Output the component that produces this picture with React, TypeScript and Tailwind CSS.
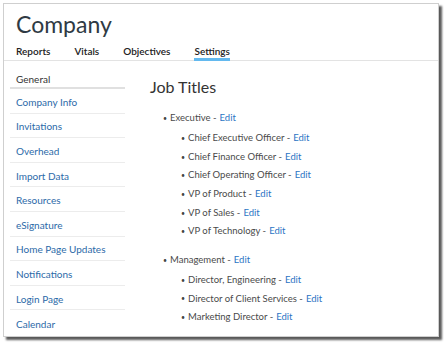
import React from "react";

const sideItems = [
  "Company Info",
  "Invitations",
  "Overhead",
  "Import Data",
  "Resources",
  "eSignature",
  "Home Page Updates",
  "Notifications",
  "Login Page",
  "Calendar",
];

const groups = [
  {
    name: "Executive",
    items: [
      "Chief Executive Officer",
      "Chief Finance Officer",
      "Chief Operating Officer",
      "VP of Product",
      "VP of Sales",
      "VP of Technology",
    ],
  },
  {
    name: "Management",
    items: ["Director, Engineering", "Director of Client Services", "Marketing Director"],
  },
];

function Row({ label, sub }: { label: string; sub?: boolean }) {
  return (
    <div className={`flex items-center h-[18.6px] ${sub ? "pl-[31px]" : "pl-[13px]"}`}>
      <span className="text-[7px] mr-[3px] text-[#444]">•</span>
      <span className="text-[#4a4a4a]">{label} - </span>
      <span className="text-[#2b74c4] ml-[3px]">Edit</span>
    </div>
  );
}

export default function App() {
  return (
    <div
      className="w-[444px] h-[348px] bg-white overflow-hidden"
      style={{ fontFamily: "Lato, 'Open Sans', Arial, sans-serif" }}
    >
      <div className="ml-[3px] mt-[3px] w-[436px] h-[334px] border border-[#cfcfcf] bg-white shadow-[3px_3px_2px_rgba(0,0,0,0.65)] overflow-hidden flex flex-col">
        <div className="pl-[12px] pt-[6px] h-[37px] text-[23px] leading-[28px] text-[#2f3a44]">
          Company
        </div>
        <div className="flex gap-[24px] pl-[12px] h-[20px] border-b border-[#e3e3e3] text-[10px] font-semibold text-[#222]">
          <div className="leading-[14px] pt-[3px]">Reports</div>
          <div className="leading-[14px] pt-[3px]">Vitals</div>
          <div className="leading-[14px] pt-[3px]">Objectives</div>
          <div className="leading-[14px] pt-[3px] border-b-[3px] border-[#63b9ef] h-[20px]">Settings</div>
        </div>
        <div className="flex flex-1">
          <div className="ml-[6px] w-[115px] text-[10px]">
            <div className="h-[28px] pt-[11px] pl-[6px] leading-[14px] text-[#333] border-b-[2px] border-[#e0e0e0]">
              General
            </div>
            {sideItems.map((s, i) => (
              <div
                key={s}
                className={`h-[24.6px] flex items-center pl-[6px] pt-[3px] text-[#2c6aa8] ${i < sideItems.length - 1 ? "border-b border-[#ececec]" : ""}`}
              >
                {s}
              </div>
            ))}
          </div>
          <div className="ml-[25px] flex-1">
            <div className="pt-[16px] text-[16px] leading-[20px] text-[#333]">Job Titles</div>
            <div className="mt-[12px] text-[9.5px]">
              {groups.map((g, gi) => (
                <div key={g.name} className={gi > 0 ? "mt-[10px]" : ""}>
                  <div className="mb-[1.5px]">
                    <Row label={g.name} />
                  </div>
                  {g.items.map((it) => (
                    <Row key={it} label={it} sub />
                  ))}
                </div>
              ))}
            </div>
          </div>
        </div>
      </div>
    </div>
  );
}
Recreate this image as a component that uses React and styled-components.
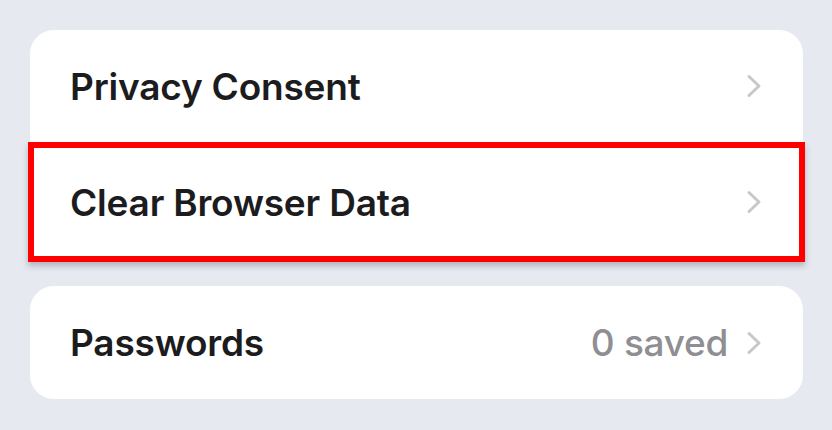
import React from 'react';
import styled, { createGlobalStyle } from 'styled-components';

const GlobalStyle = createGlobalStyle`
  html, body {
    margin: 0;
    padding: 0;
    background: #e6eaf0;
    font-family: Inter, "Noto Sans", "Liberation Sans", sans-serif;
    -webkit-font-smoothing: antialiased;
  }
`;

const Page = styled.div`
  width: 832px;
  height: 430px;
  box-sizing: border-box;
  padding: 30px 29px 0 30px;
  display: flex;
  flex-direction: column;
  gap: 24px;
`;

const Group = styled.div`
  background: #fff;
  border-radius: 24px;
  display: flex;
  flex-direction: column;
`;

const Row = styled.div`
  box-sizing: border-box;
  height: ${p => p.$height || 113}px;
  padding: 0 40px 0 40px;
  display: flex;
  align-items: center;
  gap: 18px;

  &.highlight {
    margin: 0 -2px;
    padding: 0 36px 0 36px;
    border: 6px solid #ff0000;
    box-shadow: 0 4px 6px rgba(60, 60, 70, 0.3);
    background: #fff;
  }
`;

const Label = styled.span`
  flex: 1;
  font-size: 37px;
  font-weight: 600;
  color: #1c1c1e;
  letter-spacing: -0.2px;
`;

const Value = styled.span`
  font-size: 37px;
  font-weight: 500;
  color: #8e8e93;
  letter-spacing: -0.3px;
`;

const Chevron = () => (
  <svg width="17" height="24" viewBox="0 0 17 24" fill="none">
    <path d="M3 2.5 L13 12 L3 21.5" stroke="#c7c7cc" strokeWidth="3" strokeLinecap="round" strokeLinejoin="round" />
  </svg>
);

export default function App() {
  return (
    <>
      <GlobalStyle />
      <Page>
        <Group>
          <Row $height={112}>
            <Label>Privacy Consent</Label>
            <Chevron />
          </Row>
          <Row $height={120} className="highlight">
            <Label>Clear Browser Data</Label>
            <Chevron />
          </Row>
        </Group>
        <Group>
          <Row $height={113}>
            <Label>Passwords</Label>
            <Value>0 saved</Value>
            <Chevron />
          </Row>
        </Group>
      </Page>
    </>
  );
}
------------
Exercise: Leave out the pictures and restate everything else word for word.

Task response:
Output the component that produces this picture with React, TypeScript and Tailwind CSS.
import React from "react";

const sideItems = [
  "Company Info",
  "Invitations",
  "Overhead",
  "Import Data",
  "Resources",
  "eSignature",
  "Home Page Updates",
  "Notifications",
  "Login Page",
  "Calendar",
];

const groups = [
  {
    name: "Executive",
    items: [
      "Chief Executive Officer",
      "Chief Finance Officer",
      "Chief Operating Officer",
      "VP of Product",
      "VP of Sales",
      "VP of Technology",
    ],
  },
  {
    name: "Management",
    items: ["Director, Engineering", "Director of Client Services", "Marketing Director"],
  },
];

function Row({ label, sub }: { label: string; sub?: boolean }) {
  return (
    <div className={`flex items-center h-[18.6px] ${sub ? "pl-[31px]" : "pl-[13px]"}`}>
      <span className="text-[7px] mr-[3px] text-[#444]">•</span>
      <span className="text-[#4a4a4a]">{label} - </span>
      <span className="text-[#2b74c4] ml-[3px]">Edit</span>
    </div>
  );
}

export default function App() {
  return (
    <div
      className="w-[444px] h-[348px] bg-white overflow-hidden"
      style={{ fontFamily: "Lato, 'Open Sans', Arial, sans-serif" }}
    >
      <div className="ml-[3px] mt-[3px] w-[436px] h-[334px] border border-[#cfcfcf] bg-white shadow-[3px_3px_2px_rgba(0,0,0,0.65)] overflow-hidden flex flex-col">
        <div className="pl-[12px] pt-[6px] h-[37px] text-[23px] leading-[28px] text-[#2f3a44]">
          Company
        </div>
        <div className="flex gap-[24px] pl-[12px] h-[20px] border-b border-[#e3e3e3] text-[10px] font-semibold text-[#222]">
          <div className="leading-[14px] pt-[3px]">Reports</div>
          <div className="leading-[14px] pt-[3px]">Vitals</div>
          <div className="leading-[14px] pt-[3px]">Objectives</div>
          <div className="leading-[14px] pt-[3px] border-b-[3px] border-[#63b9ef] h-[20px]">Settings</div>
        </div>
        <div className="flex flex-1">
          <div className="ml-[6px] w-[115px] text-[10px]">
            <div className="h-[28px] pt-[11px] pl-[6px] leading-[14px] text-[#333] border-b-[2px] border-[#e0e0e0]">
              General
            </div>
            {sideItems.map((s, i) => (
              <div
                key={s}
                className={`h-[24.6px] flex items-center pl-[6px] pt-[3px] text-[#2c6aa8] ${i < sideItems.length - 1 ? "border-b border-[#ececec]" : ""}`}
              >
                {s}
              </div>
            ))}
          </div>
          <div className="ml-[25px] flex-1">
            <div className="pt-[16px] text-[16px] leading-[20px] text-[#333]">Job Titles</div>
            <div className="mt-[12px] text-[9.5px]">
              {groups.map((g, gi) => (
                <div key={g.name} className={gi > 0 ? "mt-[10px]" : ""}>
                  <div className="mb-[1.5px]">
                    <Row label={g.name} />
                  </div>
                  {g.items.map((it) => (
                    <Row key={it} label={it} sub />
                  ))}
                </div>
              ))}
            </div>
          </div>
        </div>
      </div>
    </div>
  );
}
Recreate this image as a component that uses React and styled-components.
import React from 'react';
import styled, { createGlobalStyle } from 'styled-components';

const GlobalStyle = createGlobalStyle`
  html, body {
    margin: 0;
    padding: 0;
    background: #e6eaf0;
    font-family: Inter, "Noto Sans", "Liberation Sans", sans-serif;
    -webkit-font-smoothing: antialiased;
  }
`;

const Page = styled.div`
  width: 832px;
  height: 430px;
  box-sizing: border-box;
  padding: 30px 29px 0 30px;
  display: flex;
  flex-direction: column;
  gap: 24px;
`;

const Group = styled.div`
  background: #fff;
  border-radius: 24px;
  display: flex;
  flex-direction: column;
`;

const Row = styled.div`
  box-sizing: border-box;
  height: ${p => p.$height || 113}px;
  padding: 0 40px 0 40px;
  display: flex;
  align-items: center;
  gap: 18px;

  &.highlight {
    margin: 0 -2px;
    padding: 0 36px 0 36px;
    border: 6px solid #ff0000;
    box-shadow: 0 4px 6px rgba(60, 60, 70, 0.3);
    background: #fff;
  }
`;

const Label = styled.span`
  flex: 1;
  font-size: 37px;
  font-weight: 600;
  color: #1c1c1e;
  letter-spacing: -0.2px;
`;

const Value = styled.span`
  font-size: 37px;
  font-weight: 500;
  color: #8e8e93;
  letter-spacing: -0.3px;
`;

const Chevron = () => (
  <svg width="17" height="24" viewBox="0 0 17 24" fill="none">
    <path d="M3 2.5 L13 12 L3 21.5" stroke="#c7c7cc" strokeWidth="3" strokeLinecap="round" strokeLinejoin="round" />
  </svg>
);

export default function App() {
  return (
    <>
      <GlobalStyle />
      <Page>
        <Group>
          <Row $height={112}>
            <Label>Privacy Consent</Label>
            <Chevron />
          </Row>
          <Row $height={120} className="highlight">
            <Label>Clear Browser Data</Label>
            <Chevron />
          </Row>
        </Group>
        <Group>
          <Row $height={113}>
            <Label>Passwords</Label>
            <Value>0 saved</Value>
            <Chevron />
          </Row>
        </Group>
      </Page>
    </>
  );
}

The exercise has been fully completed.